Il bio non è più una moda, e vale 3 miliardi
Nel giorno in cui Expo inaugura il padiglione del bio la Cia diffonde i dati del settore.
Il bio non è più una nicchia, ma è uscito definitamente dalle ‘mode’ per diventare una vera abitudine di spesa, come dimostrano i dati sui consumi domestici che, dal 2007 in poi, hanno sempre fatto registrare segni positivi: +17% nel corso del 2014 e un fatturato che ammonta a 2 miliardi di euro (3,1 se si considera anche l’export).
E anche il mondo produttivo si dà da fare per rendere il segmento del biologico una delle certezze dell’agroalimentare made in Italy: l’Italia è al sesto posto nella classifica mondiale per superfici dedicate e al primo in Europa.
In Italia oggi il 9% della Sau è coltivata con metodo biologico per un totale di 1,1 milioni di ettari. E il numero degli operatori della filiera è cresciuto del 5% nell’ultimo anno, a quota 52.383, di cui 41.513 sono produttori esclusivi. Tutti, poi, con caratteristiche fortemente innovative: un’alta percentuale di donne (25%), di giovani (il 50% ha meno di 50 anni), di imprenditori agricoli aventi un livello di istruzione elevato (il 32,2% ha un diploma e il 16,8% una laurea) e con una superficie agricola utilizzata maggiore (la media aziendale del bio è di 26 ettari contro i 7,9 delle aziende tradizionali).

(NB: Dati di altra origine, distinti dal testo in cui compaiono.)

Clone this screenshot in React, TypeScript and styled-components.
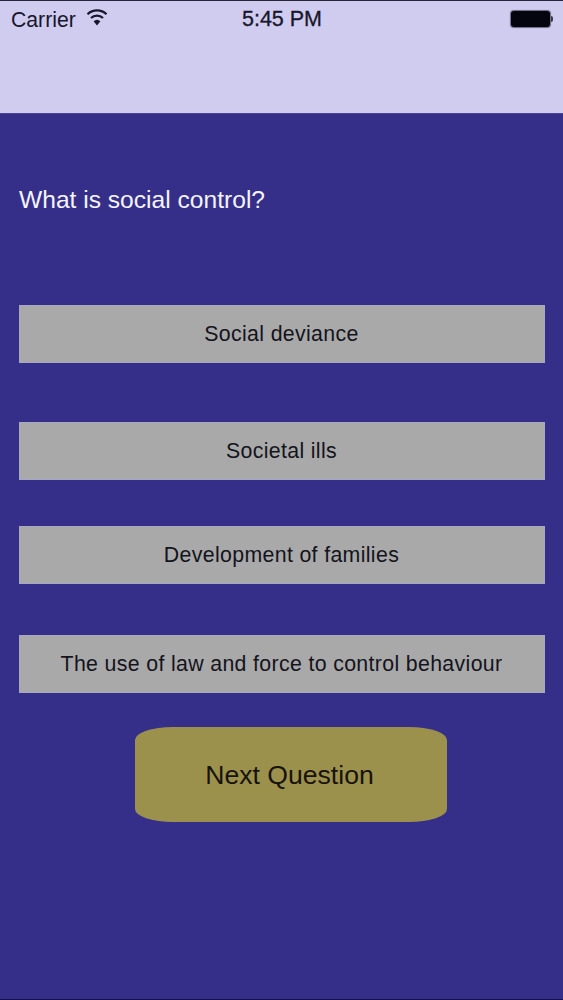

E tuttavia il settore ha ancora dei punti di debolezza: scarsa organizzazione della filiera e in particolare, bassa disponibilità di centri di stoccaggio e logistica; scarsa diffusione di colture a più alto valore aggiunto e con forti potenzialità di mercato interno e internazionale: ortaggi (22mila ettari), frutta (28mila ettari); agrumi (28mila ettari); vite (68mila ettari); colture industriali (16mila ettari).